(WHAT YOU HAVE TO DO):
Only lines with the string "components" matter here; gather them from the material below.
_ _ _ _ _ _ _
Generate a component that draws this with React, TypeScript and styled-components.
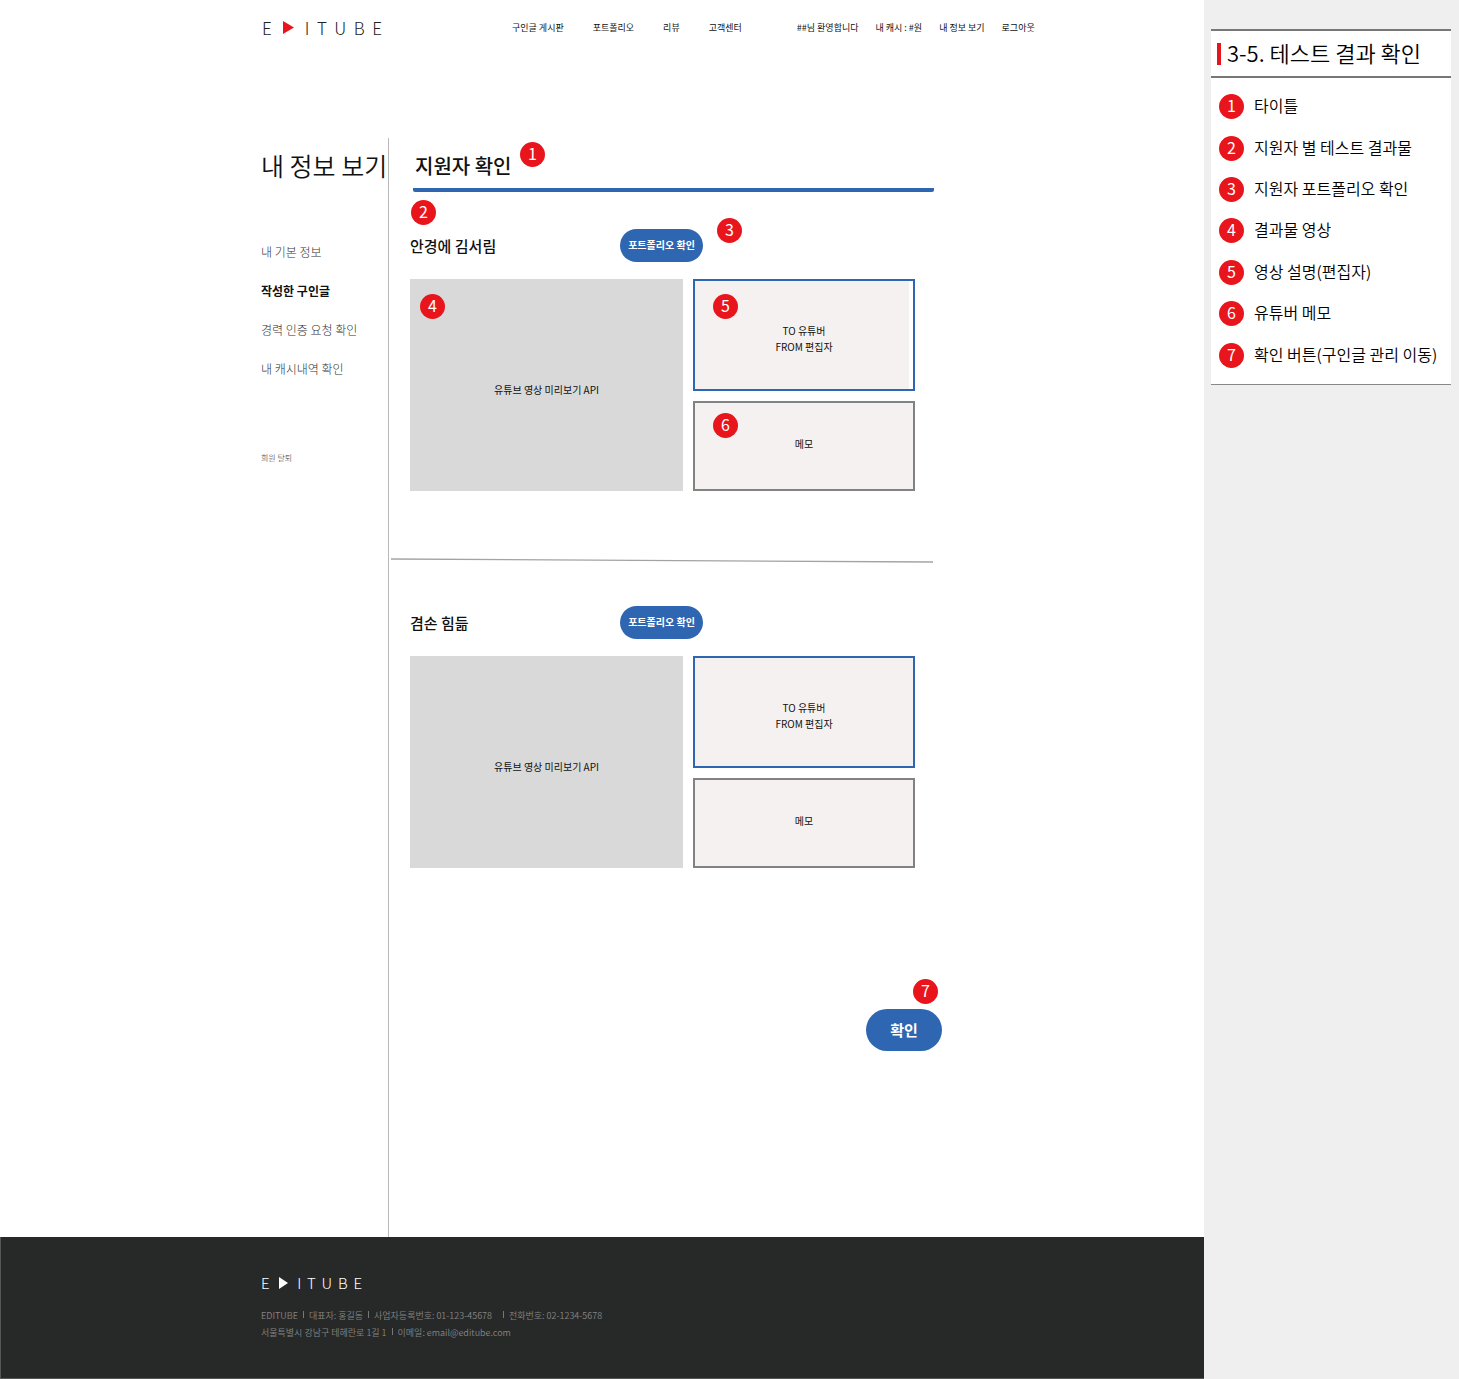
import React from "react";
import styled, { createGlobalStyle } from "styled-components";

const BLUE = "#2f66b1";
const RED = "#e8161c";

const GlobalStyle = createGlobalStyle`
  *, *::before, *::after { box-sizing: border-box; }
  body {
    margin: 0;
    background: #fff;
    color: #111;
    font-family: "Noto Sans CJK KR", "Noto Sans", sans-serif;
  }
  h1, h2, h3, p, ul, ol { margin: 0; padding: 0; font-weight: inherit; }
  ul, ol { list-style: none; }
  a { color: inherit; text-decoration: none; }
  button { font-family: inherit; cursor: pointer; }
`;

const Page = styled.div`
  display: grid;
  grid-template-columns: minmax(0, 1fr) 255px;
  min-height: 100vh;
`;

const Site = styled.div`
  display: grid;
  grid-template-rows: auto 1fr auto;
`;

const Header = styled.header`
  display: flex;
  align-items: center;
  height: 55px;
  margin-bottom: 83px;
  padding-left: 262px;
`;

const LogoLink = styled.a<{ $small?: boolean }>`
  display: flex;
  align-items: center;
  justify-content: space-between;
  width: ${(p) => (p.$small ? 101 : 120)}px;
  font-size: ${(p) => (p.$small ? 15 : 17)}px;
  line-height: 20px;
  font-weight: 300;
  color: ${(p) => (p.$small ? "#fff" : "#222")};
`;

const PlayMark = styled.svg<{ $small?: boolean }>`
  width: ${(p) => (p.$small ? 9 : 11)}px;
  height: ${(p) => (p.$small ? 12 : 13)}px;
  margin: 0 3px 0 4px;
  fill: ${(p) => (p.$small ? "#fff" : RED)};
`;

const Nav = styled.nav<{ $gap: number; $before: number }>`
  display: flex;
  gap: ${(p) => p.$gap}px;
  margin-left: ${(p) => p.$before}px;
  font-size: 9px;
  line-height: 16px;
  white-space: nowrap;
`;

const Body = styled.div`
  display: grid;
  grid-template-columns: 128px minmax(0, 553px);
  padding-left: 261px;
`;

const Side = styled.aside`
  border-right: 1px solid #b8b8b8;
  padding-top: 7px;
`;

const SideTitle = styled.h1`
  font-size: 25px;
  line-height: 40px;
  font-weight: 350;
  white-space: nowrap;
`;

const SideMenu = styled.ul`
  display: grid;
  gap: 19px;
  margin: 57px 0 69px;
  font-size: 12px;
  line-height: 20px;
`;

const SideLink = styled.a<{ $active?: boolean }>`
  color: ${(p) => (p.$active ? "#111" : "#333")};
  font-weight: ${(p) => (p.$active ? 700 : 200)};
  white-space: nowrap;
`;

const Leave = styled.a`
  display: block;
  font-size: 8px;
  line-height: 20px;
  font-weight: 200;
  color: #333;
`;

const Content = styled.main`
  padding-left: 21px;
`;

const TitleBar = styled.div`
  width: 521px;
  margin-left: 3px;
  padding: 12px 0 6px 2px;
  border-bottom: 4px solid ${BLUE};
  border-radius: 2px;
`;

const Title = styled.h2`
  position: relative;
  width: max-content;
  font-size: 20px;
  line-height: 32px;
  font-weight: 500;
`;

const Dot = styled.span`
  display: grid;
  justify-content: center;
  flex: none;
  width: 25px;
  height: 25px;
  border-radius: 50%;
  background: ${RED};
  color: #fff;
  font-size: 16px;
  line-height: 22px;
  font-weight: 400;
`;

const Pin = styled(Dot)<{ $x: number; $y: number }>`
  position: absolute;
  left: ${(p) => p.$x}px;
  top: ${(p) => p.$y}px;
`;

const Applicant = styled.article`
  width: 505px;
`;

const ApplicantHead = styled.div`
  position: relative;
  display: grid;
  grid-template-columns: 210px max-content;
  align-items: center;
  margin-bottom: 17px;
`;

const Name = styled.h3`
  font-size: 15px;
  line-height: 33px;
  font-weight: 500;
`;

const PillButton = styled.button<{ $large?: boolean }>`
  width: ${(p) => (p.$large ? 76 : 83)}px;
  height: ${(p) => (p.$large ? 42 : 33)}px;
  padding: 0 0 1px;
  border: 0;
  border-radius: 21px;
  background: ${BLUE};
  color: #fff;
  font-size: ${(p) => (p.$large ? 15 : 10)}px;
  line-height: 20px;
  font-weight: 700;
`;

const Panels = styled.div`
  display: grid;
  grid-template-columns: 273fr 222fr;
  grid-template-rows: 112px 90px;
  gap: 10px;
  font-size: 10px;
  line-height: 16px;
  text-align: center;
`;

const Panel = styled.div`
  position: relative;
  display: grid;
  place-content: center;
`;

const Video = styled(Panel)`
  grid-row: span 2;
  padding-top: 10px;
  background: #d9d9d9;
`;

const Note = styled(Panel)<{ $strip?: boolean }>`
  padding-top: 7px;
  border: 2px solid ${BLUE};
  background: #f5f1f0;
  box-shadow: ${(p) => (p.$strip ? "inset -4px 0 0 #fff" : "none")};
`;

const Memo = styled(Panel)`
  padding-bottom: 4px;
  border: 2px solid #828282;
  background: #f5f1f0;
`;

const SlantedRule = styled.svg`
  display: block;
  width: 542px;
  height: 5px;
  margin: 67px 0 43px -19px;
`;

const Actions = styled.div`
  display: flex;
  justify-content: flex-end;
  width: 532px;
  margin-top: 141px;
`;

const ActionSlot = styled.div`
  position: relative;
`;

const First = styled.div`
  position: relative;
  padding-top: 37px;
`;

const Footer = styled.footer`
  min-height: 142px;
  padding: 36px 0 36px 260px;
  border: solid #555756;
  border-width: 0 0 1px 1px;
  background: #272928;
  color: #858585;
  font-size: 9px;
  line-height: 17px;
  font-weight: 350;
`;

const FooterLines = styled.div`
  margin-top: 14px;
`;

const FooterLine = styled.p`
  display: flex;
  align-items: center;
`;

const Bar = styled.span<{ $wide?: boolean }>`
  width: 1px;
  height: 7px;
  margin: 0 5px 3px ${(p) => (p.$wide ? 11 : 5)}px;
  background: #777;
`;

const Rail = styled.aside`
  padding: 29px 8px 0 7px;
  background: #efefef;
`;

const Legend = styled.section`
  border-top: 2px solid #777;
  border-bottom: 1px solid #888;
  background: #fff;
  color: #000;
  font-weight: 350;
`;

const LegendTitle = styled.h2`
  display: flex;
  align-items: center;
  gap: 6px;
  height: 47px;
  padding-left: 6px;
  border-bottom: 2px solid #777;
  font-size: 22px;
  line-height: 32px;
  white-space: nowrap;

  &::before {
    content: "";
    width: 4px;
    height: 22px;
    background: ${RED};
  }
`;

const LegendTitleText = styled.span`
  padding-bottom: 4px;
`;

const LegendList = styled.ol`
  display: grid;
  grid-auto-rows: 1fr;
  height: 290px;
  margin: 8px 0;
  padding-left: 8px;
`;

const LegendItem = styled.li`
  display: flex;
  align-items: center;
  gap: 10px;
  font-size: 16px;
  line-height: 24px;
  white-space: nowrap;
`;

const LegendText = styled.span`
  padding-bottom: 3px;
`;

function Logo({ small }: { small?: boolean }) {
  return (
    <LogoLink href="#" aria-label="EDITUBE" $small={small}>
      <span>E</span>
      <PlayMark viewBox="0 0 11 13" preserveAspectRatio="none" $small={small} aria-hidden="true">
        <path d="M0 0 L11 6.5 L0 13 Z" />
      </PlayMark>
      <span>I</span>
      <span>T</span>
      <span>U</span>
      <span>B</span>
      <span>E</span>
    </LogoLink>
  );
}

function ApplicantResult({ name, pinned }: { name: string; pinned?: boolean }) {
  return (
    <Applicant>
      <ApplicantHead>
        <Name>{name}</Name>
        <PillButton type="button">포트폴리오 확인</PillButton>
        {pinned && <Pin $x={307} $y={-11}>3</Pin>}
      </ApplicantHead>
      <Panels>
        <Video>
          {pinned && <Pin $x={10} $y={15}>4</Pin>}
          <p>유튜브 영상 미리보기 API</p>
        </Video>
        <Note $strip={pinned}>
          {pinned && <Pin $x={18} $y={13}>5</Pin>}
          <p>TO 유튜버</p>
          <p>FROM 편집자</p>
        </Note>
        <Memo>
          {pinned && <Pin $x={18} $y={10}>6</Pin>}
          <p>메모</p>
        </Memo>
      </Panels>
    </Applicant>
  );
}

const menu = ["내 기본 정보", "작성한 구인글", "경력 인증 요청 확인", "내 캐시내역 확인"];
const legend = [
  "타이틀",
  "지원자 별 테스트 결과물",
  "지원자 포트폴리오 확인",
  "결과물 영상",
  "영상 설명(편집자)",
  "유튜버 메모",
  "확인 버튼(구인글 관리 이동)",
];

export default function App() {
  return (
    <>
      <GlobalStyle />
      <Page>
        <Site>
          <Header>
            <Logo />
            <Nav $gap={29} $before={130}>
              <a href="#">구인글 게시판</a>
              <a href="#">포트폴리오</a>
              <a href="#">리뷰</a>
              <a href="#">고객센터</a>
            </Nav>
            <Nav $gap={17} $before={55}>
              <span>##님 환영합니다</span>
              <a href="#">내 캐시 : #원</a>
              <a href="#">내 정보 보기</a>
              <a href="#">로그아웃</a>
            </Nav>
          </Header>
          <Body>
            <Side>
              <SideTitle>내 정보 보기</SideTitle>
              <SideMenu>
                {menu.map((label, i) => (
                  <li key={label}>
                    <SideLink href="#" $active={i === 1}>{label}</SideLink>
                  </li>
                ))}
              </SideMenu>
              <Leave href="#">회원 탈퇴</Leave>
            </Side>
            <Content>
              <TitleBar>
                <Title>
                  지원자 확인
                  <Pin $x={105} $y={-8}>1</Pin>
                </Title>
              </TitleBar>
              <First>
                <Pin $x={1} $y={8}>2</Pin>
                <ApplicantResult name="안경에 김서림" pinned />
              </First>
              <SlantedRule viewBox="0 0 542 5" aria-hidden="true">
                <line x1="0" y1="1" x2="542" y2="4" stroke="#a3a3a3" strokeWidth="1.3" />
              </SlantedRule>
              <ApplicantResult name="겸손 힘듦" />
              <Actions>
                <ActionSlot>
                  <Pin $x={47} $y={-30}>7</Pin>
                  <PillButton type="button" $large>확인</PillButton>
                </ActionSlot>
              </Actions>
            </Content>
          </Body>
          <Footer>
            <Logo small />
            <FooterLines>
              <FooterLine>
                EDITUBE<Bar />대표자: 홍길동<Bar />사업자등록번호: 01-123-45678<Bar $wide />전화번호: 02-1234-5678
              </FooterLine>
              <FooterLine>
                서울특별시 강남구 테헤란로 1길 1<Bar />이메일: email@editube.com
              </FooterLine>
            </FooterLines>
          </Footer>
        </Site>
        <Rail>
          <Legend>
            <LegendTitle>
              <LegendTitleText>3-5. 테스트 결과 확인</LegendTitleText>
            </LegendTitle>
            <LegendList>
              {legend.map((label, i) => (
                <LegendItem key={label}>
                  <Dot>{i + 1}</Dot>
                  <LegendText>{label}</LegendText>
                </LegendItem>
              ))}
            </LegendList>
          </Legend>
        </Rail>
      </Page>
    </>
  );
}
_ _ _ _ _ _ _
(EXERCISE OUTPUT):
Generate a component that draws this with React, TypeScript and styled-components.
import styled, { createGlobalStyle } from "styled-components";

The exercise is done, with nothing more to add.